Hammond and Garrett also announced the selection of John Sibold to fill a new position of Cascade Corridor director. Sibold has been the rail and marine director at the Washington State Department of Transportation since August and will continue to focus on improving the reliability of passenger-rail service and managing the state’s freight lines.
“One of John’s immediate tasks over the next six months will be to develop a new plan for managing the rail corridor in full partnership with Oregon and in consultation with British Columbia,” Garrett said. “We anticipate a plan that leads to cost savings, greater efficiency between our states, improved contract management with equipment and service providers, innovative service improvements and coordinated delivery of federal projects.”
He will also continue to build partnerships and a shared vision with British Columbia on the rail corridor.
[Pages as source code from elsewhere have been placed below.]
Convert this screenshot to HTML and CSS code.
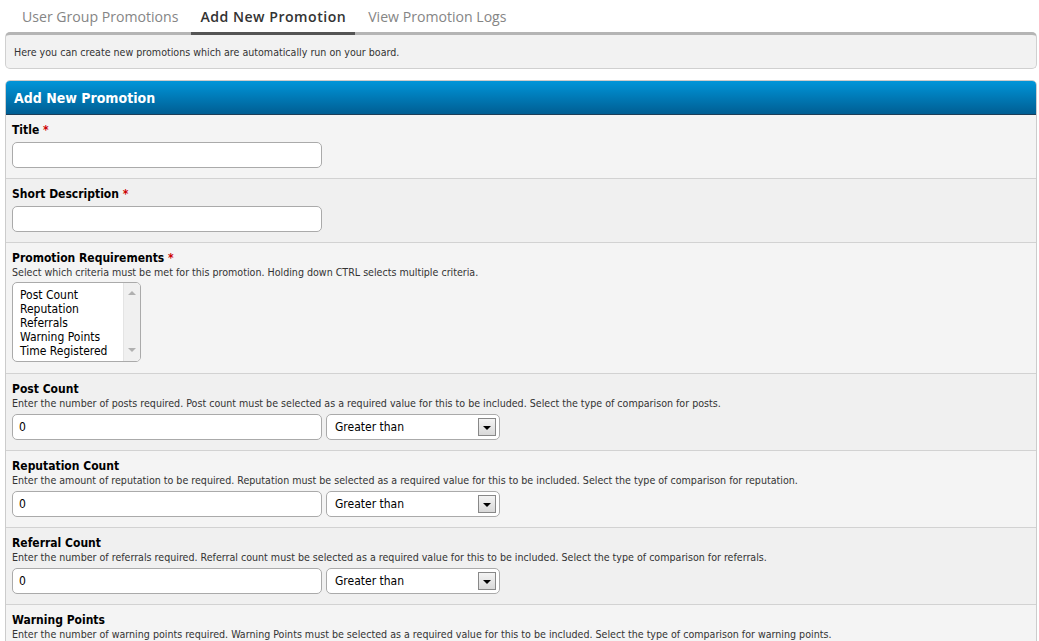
FILE: index.html
```html
<!DOCTYPE html>
<html lang="en">
<head>
<meta charset="utf-8">
<title>Add New Promotion</title>
<link rel="stylesheet" href="styles.css">
</head>
<body>
<div class="page">
  <nav class="tabs">
    <a class="tab">User Group Promotions</a>
    <a class="tab active">Add New Promotion</a>
    <a class="tab">View Promotion Logs</a>
  </nav>
  <div class="tab-desc">Here you can create new promotions which are automatically run on your board.</div>

  <form class="panel">
    <div class="panel-head">Add New Promotion</div>

    <div class="row">
      <label class="label">Title <em>*</em></label>
      <input class="text" type="text">
    </div>

    <div class="row alt">
      <label class="label">Short Description <em>*</em></label>
      <input class="text" type="text">
    </div>

    <div class="row">
      <label class="label">Promotion Requirements <em>*</em></label>
      <div class="desc">Select which criteria must be met for this promotion. Holding down CTRL selects multiple criteria.</div>
      <div class="listbox" role="listbox" aria-multiselectable="true">
        <ul class="options">
          <li>Post Count</li>
          <li>Reputation</li>
          <li>Referrals</li>
          <li>Warning Points</li>
          <li>Time Registered</li>
        </ul>
        <div class="scrollbar"><span class="up"></span><span class="down"></span></div>
      </div>
    </div>

    <div class="row alt">
      <label class="label">Post Count</label>
      <div class="desc">Enter the number of posts required. Post count must be selected as a required value for this to be included. Select the type of comparison for posts.</div>
      <div class="pair">
        <input class="text" type="text" value="0">
        <div class="dropdown"><span class="dd-text">Greater than</span><span class="dd-btn"></span></div>
      </div>
    </div>

    <div class="row">
      <label class="label">Reputation Count</label>
      <div class="desc">Enter the amount of reputation to be required. Reputation must be selected as a required value for this to be included. Select the type of comparison for reputation.</div>
      <div class="pair">
        <input class="text" type="text" value="0">
        <div class="dropdown"><span class="dd-text">Greater than</span><span class="dd-btn"></span></div>
      </div>
    </div>

    <div class="row alt">
      <label class="label">Referral Count</label>
      <div class="desc">Enter the number of referrals required. Referral count must be selected as a required value for this to be included. Select the type of comparison for referrals.</div>
      <div class="pair">
        <input class="text" type="text" value="0">
        <div class="dropdown"><span class="dd-text">Greater than</span><span class="dd-btn"></span></div>
      </div>
    </div>

    <div class="row">
      <label class="label">Warning Points</label>
      <div class="desc">Enter the number of warning points required. Warning Points must be selected as a required value for this to be included. Select the type of comparison for warning points.</div>
      <div class="pair">
        <input class="text" type="text" value="0">
        <div class="dropdown"><span class="dd-text">Greater than</span><span class="dd-btn"></span></div>
      </div>
    </div>
  </form>
</div>
</body>
</html>
```

FILE: styles.css
```css
* { box-sizing: border-box; }

html, body {
  margin: 0;
  padding: 0;
  background: #fff;
  overflow: hidden;
}

body {
  font-family: "DejaVu Sans Condensed", "DejaVu Sans", sans-serif;
  font-stretch: condensed;
  font-size: 11px;
  color: #333;
}

.page {
  padding: 0 2px 0 5px;
}

.tabs {
  display: flex;
  gap: 4px;
  padding-left: 8px;
  height: 32px;
}

.tab {
  font-family: "Open Sans", "Noto Sans", sans-serif;
  font-stretch: normal;
  font-size: 14.1px;
  color: #858585;
  padding: 6px 9px 0;
  line-height: 22px;
}

.tab.active {
  color: #333;
  font-weight: 600;
  letter-spacing: 0.5px;
  border-bottom: 3px solid #555;
  height: 35px;
  position: relative;
  z-index: 1;
}

.tab-desc {
  background: #f2f2f2;
  border: 1px solid #d0d0d0;
  border-top: 3px solid #b5b5b5;
  border-radius: 5px;
  padding: 11px 8px 10px;
  line-height: 13px;
  font-size: 10.6px;
  color: #333;
  height: 37px;
}

.panel {
  margin-top: 11px;
  border: 1px solid #ccc;
  border-radius: 5px 5px 0 0;
  overflow: hidden;
}

.panel-head {
  height: 34px;
  background: linear-gradient(#0095d9, #005e93);
  border-bottom: 1px solid #1b3d58;
  color: #fff;
  font-weight: bold;
  font-size: 14px;
  padding: 9px 8px 0;
  line-height: 16px;
}

.row {
  background: #f4f4f4;
  border-bottom: 1px solid #d2d2d2;
  padding: 7px 6px 10px;
}

.row.alt {
  background: #f0f0f0;
}

.label {
  display: block;
  font-weight: bold;
  font-size: 12px;
  line-height: 16px;
  color: #000;
}

.label em {
  font-style: normal;
  color: #c00;
}

.desc {
  font-size: 10.6px;
  line-height: 13px;
  color: #333;
}

.text {
  display: block;
  margin: 4px 0 0;
  width: 310px;
  height: 26px;
  border: 1px solid #aaa;
  border-radius: 5px;
  background: #fff;
  font-family: inherit;
  font-stretch: condensed;
  font-size: 12px;
  padding: 0 6px;
  color: #000;
}

.pair {
  display: flex;
  gap: 4px;
}

.dropdown {
  margin-top: 4px;
  width: 174px;
  height: 26px;
  border: 1px solid #aaa;
  border-radius: 5px;
  background: #fff;
  display: flex;
  align-items: center;
  justify-content: space-between;
  padding: 0 3px 0 8px;
  font-size: 12px;
  color: #000;
}

.dd-btn {
  width: 18px;
  height: 18px;
  border: 1px solid #888;
  background: linear-gradient(#f4f4f4, #d8d8d8);
  position: relative;
}

.dd-btn::after {
  content: "";
  position: absolute;
  left: 4px;
  top: 7px;
  border-left: 4px solid transparent;
  border-right: 4px solid transparent;
  border-top: 4px solid #000;
}

.listbox {
  margin: 3px 0 1px;
  width: 129px;
  height: 80px;
  border: 1px solid #aaa;
  border-radius: 5px;
  background: #fff;
  display: flex;
  overflow: hidden;
}

.options {
  list-style: none;
  margin: 0;
  padding: 5px 0 0 7px;
  flex: 1;
  font-size: 12px;
  line-height: 14px;
  color: #000;
}

.scrollbar {
  width: 17px;
  background: #f0f0f0;
  border-left: 1px solid #e4e4e4;
  position: relative;
}

.scrollbar .up,
.scrollbar .down {
  position: absolute;
  left: 4px;
  border-left: 4px solid transparent;
  border-right: 4px solid transparent;
}

.scrollbar .up {
  top: 8px;
  border-bottom: 4px solid #b0b0b0;
}

.scrollbar .down {
  bottom: 9px;
  border-top: 4px solid #b0b0b0;
}
```
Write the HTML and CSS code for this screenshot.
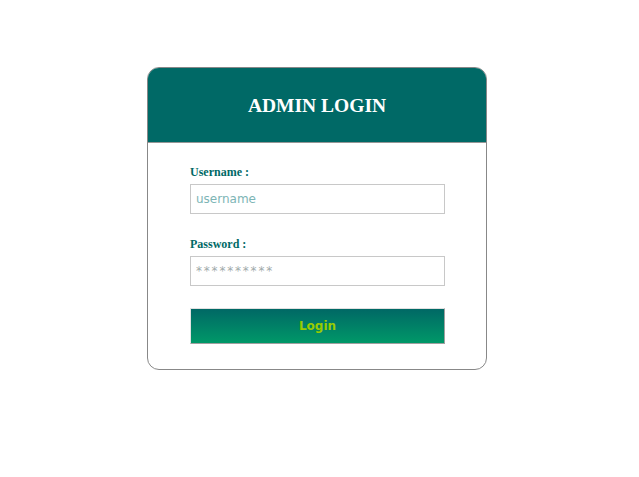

This year, Oregon will introduce two new 13-car Talgo trains into the fleet, providing the opportunity for improving schedules during peak demand. The US DOT awarded Washington and Oregon $814 million in federal American Recovery and Reinvestment Act grants to make improvements that will result in higher passenger-train speeds and more reliable performance between Seattle and Portland. With the ARRA funds, the goal is to add two daily Amtrak Cascades roundtrips between Seattle and Portland, for a total of six each day. The improvements are also intended to reduce travel times, as well as improve average on-time performance from the current 70 percent to 88 percent.
Oregon is leading an effort to plan for improved passenger rail service between Portland and Eugene. Governor Kitzhaber has created the Oregon Passenger Rail Leadership Council to advise the Governor and the Oregon Transportation Commission on a preferred alignment for intercity passenger rail improvements as well as service characteristics like travel times and frequency.